Quando as ações começarão e quem pode participar?
Já estão em construção diariamente e temos sempre abertura com André Hidalgo para discutir questões internas da Casa de Criadores. A ideia é ampliarmos isso para outros espaços. O racismo estrutural não é um problema de pessoas negras e indígenas e nem responsabilidade das mesmas. Então, acreditamos que a luta antirracista é uma luta de todes, e assim pessoas realmente engajadas podem contribuir para a célula crescer dentro de suas ações, assim como podem usufruir dos conhecimentos que serão criados a partir dela.
Quais ações vocês têm em mente para atingir os objetivos da Célula?
Desenvolver uma rede de apoio e suporte a profissionais pretxs. Escalada através de redes sociais, pensamos em ações que impactem direto na emancipação destas pessoas através da criação de pontes que gerem acesso de diferentes formas: acesso à matéria-prima, locais de visibilidade, recurso financeiro, parcerias benéficas, além de fomentar a discussão acerca da presença destes profissionais no mundo da moda, impacto do racismo e outras mazelas sociais. Queremos gerar acesso e conexões, sejam através de redes sociais ou ações diretas nas passarelas e em suas produções.

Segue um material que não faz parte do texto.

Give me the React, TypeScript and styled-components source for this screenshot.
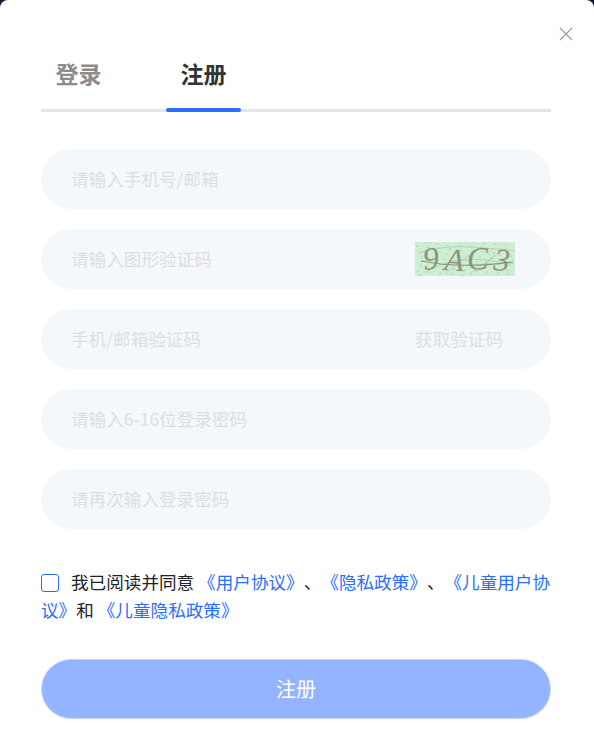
import React from "react";
import styled, { createGlobalStyle } from "styled-components";

const Global = createGlobalStyle`
  html, body { margin: 0; padding: 0; background: #14162e; }
  * { box-sizing: border-box; }
`;

const Modal = styled.div`
  position: relative;
  width: 594px;
  height: 747px;
  overflow: hidden;
  background: #fff;
  border-radius: 8px 8px 0 0;
  padding: 56px 43px 0 41px;
  font-family: "Noto Sans CJK SC", "Microsoft YaHei", sans-serif;
  text-spacing-trim: space-all;
`;

const Close = styled.button`
  position: absolute;
  top: 27px;
  right: 21px;
  width: 14px;
  height: 14px;
  padding: 0;
  border: 0;
  background: none;
  display: block;
`;

const Tabs = styled.div`
  display: flex;
  height: 56px;
  border-bottom: 3px solid #e3e5ed;
`;

const Tab = styled.div<{ $active?: boolean }>`
  position: relative;
  width: 75px;
  margin-right: ${(p) => (p.$active ? 0 : 50)}px;
  text-align: center;
  font-size: 23px;
  line-height: 35px;
  height: 53px;
  font-weight: 700;
  color: ${(p) => (p.$active ? "#333333" : "#8c8c8c")};
  &::after {
    content: "";
    display: ${(p) => (p.$active ? "block" : "none")};
    position: absolute;
    left: 0;
    right: 0;
    bottom: -3px;
    height: 4px;
    border-radius: 2px;
    background: #2a6dff;
  }
`;

const Fields = styled.div`
  display: flex;
  flex-direction: column;
  gap: 20px;
  margin-top: 37px;
`;

const Field = styled.div`
  height: 60px;
  border-radius: 30px;
  background: #f5f8fb;
  padding: 0 36px 2px 30px;
  display: flex;
  align-items: center;
  justify-content: space-between;
`;

const Placeholder = styled.span`
  font-size: 17.6px;
  color: #dcdee3;
`;

const SendCode = styled.span`
  font-size: 17.6px;
  color: #dcdee3;
  width: 100px;
`;

const CaptchaSlot = styled.span`
  display: block;
  width: 100px;
  height: 34px;
  flex: none;
  margin-bottom: -2px;
`;

const Captcha = styled.svg`
  display: block;
  width: 100px;
  height: 34px;
`;

const Agreement = styled.div`
  position: relative;
  margin-top: 39px;
  font-size: 17.6px;
  line-height: 28px;
  color: #222;
`;

const Check = styled.span`
  display: inline-block;
  width: 18px;
  height: 18px;
  border: 1px solid #2a6dff;
  border-radius: 3px;
  vertical-align: -3px;
  margin-right: 12px;
  background: #fff;
`;

const Link = styled.a`
  color: #2a6dff;
`;

const Submit = styled.button`
  display: block;
  width: 100%;
  height: 60px;
  margin-top: 35px;
  padding: 0 0 2px;
  border-radius: 30px;
  border: 1px solid #c4d6ff;
  background: #94b4ff;
  color: #fff;
  font-family: inherit;
  font-size: 20px;
`;

const dots = Array.from({ length: 70 }, (_, i) => ({
  x: (i * 37) % 100,
  y: (i * 23) % 34,
}));

export default function App() {
  return (
    <Modal>
      <Global />
      <Close aria-label="关闭">
        <svg width="14" height="14" viewBox="0 0 14 14">
          <path d="M1 1l12 12M13 1L1 13" stroke="#9a9a9a" strokeWidth="1.1" fill="none" />
        </svg>
      </Close>
      <Tabs>
        <Tab>登录</Tab>
        <Tab $active>注册</Tab>
      </Tabs>
      <Fields>
        <Field><Placeholder>请输入手机号/邮箱</Placeholder></Field>
        <Field>
          <Placeholder>请输入图形验证码</Placeholder>
          <CaptchaSlot>
            <Captcha viewBox="0 0 100 34">
              <rect width="100" height="34" fill="#cdeed4" />
              {dots.map((d, i) => (
                <circle key={i} cx={d.x} cy={d.y} r="0.5" fill="#7d9a86" />
              ))}
              <path d="M3 11Q30 3 55 5T98 8M10 30Q40 14 70 18T98 21M30 32Q45 18 62 9M55 32Q70 20 92 6" stroke="#a5bdb0" strokeWidth="0.6" fill="none" />
              <text x="9" y="28" fontFamily="Liberation Serif, serif" fontStyle="italic" fontSize="32" fill="#8d9576" rotate="-6 4 -3 5" letterSpacing="4">9AC3</text>
              <path d="M6 19Q45 27 98 20" stroke="#8d9576" strokeWidth="1.2" fill="none" />
            </Captcha>
          </CaptchaSlot>
        </Field>
        <Field>
          <Placeholder>手机/邮箱验证码</Placeholder>
          <SendCode>获取验证码</SendCode>
        </Field>
        <Field><Placeholder>请输入6-16位登录密码</Placeholder></Field>
        <Field><Placeholder>请再次输入登录密码</Placeholder></Field>
      </Fields>
      <Agreement>
        <Check />我已阅读并同意 <Link>《用户协议》</Link>、<Link>《隐私政策》</Link>、<Link>《儿童用户协议》</Link>和 <Link>《儿童隐私政策》</Link>
      </Agreement>
      <Submit>注册</Submit>
    </Modal>
  );
}
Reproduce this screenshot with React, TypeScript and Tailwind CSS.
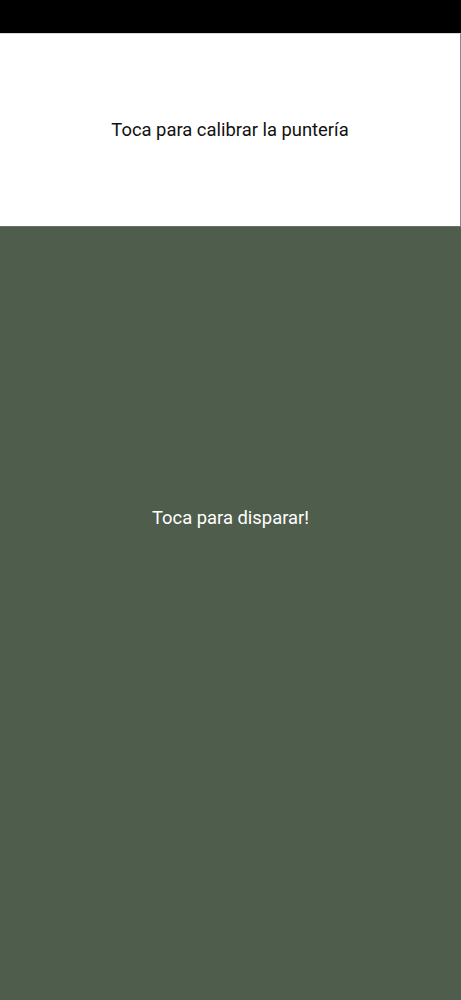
export default function App() {
  return (
    <div className="flex flex-col h-[1000px] w-full font-['Roboto',sans-serif]">
      <div className="h-[33px] bg-black"></div>
      <div className="h-[194px] bg-white border-t border-[#d6d6d6] border-r border-r-[#8a8a8a] border-b border-b-[#6e6e6e] flex items-center justify-center">
        <p className="text-[18.4px] text-[#111]">Toca para calibrar la puntería</p>
      </div>
      <div className="flex-1 bg-[#4f5d4c] flex justify-center pt-[277px]">
        <p className="text-[18.4px] text-white h-fit">Toca para disparar!</p>
      </div>
    </div>
  );
}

Onde gostariam que a Célula chegasse?
Queremos que a Célula se solidifique como uma plataforma de inclusão e desenvolvimento de profissionais pretxs em toda a cadeia da moda. Que consigamos criar uma rede, desenvolver projetos e ações que permitam uma entrada efetiva desses profissionais nessa indústria que sempre se beneficiou de nossa imagem, mas que tem tanta dificuldade em reconhecer nosso trabalho. Queremos e precisamos trazer reconhecimento, visibilidade e principalmente conseguir gerar trabalho.